What to do
Identify every line in the records below that contains the word "React", and reproduce each one.

--- START OF Exercise input ---

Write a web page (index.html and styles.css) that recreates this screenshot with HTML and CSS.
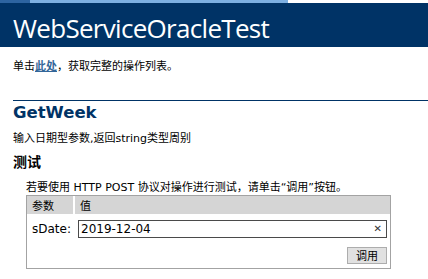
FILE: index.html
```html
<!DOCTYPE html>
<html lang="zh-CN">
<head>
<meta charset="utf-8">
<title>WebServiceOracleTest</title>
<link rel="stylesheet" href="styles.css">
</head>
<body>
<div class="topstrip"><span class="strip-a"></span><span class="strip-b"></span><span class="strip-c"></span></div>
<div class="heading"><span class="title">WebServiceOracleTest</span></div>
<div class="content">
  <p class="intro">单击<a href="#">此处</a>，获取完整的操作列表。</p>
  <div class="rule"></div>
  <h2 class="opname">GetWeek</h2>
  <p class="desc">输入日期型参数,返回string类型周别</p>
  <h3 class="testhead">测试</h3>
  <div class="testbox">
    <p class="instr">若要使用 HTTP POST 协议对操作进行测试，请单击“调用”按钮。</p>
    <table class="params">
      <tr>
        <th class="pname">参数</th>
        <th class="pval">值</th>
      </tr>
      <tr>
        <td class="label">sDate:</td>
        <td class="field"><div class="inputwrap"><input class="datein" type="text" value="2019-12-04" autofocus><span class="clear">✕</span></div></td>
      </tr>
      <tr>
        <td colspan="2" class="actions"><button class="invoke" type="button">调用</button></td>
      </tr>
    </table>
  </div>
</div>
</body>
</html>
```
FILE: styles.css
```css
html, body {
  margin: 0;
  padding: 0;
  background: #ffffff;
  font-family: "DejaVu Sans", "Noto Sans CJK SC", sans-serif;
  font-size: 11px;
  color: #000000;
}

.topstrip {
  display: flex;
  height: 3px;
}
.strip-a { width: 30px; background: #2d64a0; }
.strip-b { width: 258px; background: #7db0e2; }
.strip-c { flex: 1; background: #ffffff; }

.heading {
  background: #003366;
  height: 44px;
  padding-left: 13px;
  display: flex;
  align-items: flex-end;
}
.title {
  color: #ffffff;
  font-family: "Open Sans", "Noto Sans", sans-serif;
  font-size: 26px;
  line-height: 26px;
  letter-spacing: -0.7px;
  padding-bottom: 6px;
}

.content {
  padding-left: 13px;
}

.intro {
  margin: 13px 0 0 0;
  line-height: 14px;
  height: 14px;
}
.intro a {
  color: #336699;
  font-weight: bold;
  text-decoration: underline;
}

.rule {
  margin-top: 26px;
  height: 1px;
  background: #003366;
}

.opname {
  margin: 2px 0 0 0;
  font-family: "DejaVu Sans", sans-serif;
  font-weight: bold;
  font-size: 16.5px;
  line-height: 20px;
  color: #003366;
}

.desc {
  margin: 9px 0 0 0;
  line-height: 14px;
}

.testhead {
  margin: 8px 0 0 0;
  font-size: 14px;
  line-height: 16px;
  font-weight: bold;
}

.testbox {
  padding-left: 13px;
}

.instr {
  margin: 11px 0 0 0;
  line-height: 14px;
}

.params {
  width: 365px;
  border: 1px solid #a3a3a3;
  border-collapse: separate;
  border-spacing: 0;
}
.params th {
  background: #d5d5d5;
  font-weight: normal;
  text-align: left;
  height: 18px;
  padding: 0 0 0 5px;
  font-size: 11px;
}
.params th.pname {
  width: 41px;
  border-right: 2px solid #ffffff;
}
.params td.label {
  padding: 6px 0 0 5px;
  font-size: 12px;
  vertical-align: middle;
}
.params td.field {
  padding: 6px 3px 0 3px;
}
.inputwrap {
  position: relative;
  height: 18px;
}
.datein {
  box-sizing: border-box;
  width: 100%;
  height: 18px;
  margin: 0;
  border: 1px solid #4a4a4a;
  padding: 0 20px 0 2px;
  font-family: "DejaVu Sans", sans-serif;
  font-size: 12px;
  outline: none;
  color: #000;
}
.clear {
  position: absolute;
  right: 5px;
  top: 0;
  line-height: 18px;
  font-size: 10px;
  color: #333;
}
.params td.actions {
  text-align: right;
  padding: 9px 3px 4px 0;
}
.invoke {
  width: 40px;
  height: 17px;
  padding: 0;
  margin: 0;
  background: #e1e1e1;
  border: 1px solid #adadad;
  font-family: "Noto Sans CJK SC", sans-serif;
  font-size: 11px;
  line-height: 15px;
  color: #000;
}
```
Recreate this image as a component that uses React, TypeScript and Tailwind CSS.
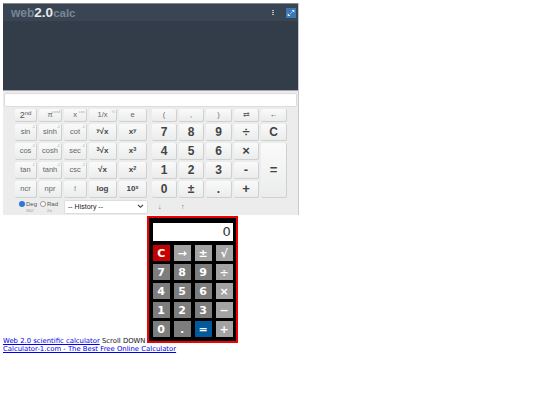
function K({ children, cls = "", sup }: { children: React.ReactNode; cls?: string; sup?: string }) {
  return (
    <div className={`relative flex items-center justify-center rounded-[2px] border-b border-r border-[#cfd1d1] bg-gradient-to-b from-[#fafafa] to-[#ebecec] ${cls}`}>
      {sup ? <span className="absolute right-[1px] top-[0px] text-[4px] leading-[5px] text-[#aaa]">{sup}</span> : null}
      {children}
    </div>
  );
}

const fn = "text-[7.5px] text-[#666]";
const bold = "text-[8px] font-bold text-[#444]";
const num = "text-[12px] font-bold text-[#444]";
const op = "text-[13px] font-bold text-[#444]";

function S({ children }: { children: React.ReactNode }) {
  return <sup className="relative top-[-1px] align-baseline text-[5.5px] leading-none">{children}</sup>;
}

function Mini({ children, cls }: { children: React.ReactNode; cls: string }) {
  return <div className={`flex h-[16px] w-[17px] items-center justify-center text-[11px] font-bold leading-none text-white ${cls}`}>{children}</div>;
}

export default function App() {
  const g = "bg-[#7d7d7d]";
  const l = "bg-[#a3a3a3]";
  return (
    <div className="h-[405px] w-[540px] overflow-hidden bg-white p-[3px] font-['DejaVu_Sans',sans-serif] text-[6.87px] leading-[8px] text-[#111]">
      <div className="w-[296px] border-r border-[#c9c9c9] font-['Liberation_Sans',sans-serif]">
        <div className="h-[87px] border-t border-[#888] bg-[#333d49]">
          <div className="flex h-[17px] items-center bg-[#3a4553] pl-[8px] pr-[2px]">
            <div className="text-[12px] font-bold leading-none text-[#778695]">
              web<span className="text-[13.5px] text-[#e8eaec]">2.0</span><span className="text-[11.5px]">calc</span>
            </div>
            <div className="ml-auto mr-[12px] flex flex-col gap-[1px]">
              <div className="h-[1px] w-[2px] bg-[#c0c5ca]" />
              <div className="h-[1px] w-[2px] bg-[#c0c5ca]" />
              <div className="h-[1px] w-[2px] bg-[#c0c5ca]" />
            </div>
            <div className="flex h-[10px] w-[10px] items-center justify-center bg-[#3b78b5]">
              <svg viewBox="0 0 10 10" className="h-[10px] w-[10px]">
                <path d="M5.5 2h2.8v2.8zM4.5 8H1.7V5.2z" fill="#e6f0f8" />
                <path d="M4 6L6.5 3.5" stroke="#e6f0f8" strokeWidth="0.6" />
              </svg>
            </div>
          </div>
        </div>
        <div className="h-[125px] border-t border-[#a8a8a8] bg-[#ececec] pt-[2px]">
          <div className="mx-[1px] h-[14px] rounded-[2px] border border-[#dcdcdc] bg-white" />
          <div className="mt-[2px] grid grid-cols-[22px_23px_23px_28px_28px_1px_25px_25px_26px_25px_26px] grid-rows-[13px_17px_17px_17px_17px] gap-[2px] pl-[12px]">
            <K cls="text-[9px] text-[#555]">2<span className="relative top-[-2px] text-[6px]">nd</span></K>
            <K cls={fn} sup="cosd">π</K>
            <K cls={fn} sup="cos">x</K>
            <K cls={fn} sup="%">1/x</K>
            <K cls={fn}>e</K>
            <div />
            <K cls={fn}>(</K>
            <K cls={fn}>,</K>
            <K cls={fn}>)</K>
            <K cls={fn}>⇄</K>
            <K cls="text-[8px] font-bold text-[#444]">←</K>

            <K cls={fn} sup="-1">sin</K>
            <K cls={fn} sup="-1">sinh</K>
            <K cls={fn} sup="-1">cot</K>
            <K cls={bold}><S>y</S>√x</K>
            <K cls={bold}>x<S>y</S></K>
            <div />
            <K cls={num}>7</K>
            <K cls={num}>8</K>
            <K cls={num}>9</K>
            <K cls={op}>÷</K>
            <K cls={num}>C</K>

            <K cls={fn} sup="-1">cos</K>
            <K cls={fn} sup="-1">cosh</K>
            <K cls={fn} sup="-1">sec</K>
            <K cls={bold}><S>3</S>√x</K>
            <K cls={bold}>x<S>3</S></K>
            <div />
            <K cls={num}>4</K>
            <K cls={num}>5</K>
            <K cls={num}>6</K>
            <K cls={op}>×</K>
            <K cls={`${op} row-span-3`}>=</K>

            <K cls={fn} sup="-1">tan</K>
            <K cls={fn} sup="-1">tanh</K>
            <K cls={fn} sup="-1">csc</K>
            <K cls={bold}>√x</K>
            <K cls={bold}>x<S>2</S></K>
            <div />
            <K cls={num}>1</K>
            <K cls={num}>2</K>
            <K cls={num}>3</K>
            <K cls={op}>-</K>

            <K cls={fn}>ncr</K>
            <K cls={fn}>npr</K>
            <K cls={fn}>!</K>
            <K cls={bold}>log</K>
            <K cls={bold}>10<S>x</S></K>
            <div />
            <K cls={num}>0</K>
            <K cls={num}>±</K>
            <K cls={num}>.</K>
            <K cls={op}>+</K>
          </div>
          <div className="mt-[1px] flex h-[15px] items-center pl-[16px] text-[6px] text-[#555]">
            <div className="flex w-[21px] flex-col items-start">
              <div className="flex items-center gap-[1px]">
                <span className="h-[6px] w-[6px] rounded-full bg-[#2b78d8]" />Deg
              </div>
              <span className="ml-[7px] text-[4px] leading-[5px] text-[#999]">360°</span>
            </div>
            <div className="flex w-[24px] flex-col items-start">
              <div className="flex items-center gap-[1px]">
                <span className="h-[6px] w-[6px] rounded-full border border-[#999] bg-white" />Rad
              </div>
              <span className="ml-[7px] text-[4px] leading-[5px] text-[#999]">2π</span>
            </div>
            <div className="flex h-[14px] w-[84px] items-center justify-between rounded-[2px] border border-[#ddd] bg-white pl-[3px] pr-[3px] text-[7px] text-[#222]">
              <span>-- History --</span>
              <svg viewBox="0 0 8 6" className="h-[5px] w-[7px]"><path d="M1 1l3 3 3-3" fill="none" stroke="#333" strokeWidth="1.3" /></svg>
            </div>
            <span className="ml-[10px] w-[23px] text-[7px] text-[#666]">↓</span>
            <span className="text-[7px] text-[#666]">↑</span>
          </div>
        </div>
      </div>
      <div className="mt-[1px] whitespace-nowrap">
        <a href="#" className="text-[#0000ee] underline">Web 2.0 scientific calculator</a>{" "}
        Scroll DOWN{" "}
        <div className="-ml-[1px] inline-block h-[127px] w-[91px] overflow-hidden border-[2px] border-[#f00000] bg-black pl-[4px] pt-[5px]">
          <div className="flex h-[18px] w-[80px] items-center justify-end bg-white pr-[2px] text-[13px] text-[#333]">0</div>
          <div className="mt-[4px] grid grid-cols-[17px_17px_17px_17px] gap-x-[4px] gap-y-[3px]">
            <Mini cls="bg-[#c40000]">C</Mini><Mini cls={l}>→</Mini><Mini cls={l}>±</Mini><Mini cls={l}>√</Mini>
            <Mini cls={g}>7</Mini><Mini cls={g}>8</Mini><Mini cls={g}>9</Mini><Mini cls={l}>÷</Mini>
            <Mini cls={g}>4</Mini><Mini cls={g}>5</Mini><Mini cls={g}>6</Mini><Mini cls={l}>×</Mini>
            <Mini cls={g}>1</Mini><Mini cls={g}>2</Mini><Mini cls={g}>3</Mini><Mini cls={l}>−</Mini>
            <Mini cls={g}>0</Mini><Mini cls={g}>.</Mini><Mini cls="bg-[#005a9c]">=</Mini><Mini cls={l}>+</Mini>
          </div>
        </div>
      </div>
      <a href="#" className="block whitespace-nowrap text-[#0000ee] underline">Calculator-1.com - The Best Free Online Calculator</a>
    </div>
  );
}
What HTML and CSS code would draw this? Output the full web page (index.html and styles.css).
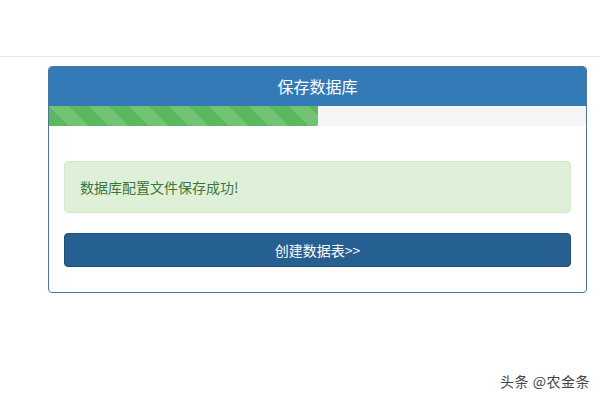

--- END OF Exercise input ---

The answer
Recreate this image as a component that uses React, TypeScript and Tailwind CSS.
function K({ children, cls = "", sup }: { children: React.ReactNode; cls?: string; sup?: string }) {
function S({ children }: { children: React.ReactNode }) {
function Mini({ children, cls }: { children: React.ReactNode; cls: string }) {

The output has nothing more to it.